Investors rush to commodity funds

The world's largest commodity hedge fund, Clive Capital, closed its doors to new investors this week, providing a clear illustration of this year's remarkable turnround in investor appetite for commodities.

At the beginning of the year, many commodity hedge funds were being forced to sell holdings to meet investor redemptions.

Clive Capital's move follows a similar decision by prominent commodity fund manager Galena Asset Management, which last month stopped accepting new money into its metals fund.

This strong investor appetite for commodity hedge funds mirrors demand for commodity exchange-traded products and index funds as growing confidence in global economic recovery and China's voracious hunger for raw materials continues to draw large inflows.

Broader based hedge funds have also dramatically expanded their commodity positions.

Suki Cooper, analyst at Barclays Capital, estimates that commodity assets under management reached $224bn at the end of the third quarter, up 36.6 per cent from $164bn at the end of last year.

Although rising commodity prices have boosted total assets under management, about $51.4bn of new money entered commodity markets between January and September, says Barclays.

Robust inflows continued in October pushing total commodity assets under management towards the all-time high of $270bn, reached in the second quarter of 2008, just as crude oil was approaching its all-time high of $147 a barrel.

Ms Cooper says that the lion's share of inflows in the first quarter of the year were captured by exchange-traded products, particularly physically backed precious metal funds.

Holdings in the gold, silver, platinum and palladium exchange traded funds all stand either at or near to record levels, with inflows continuing into the second half of 2009, albeit at a slower pace than in the first half of the year.

At a Credit Suisse conference in September, 51 per cent of managers surveyed said they would increase their level of commodity investment to overweight over the next year, compared with 30 per cent now.

Barclays says ETF inflows have been bolstered by a renewed interest in broad-based commodity indices, which can enhance portfolio diversification and reduce volatility.

"The evidence is that investors continue to value commodity exposure for portfolio diversification and as an inflation hedge," says Barclays: "We expect this trend to continue, with commodities continuing to capture a growing share of the global investment portfolio."

Kamal Naqvi, a director in commodities at Credit Suisse, says commodities are now widely recognised as a key influence over returns from other asset classes. "The outlook for crude oil prices is now an accepted driver of future economic growth and inflation expectations," he says.

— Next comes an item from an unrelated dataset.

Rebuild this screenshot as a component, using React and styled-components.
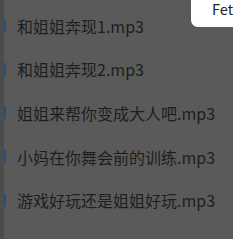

But the prospect of further investor interest is viewed as a potentially mixed blessing by some traders, who remain concerned that financial inflows could divorce some commodities from supply and demand fundamentals.

Looking at copper, where prices have more than doubled this year, one senior trader says: "Stocks are rising, consumer demand outside China remains flat and we should expect prices to pull back before year-end.
"Yet prices will remain dislocated as long as money looks for a haven."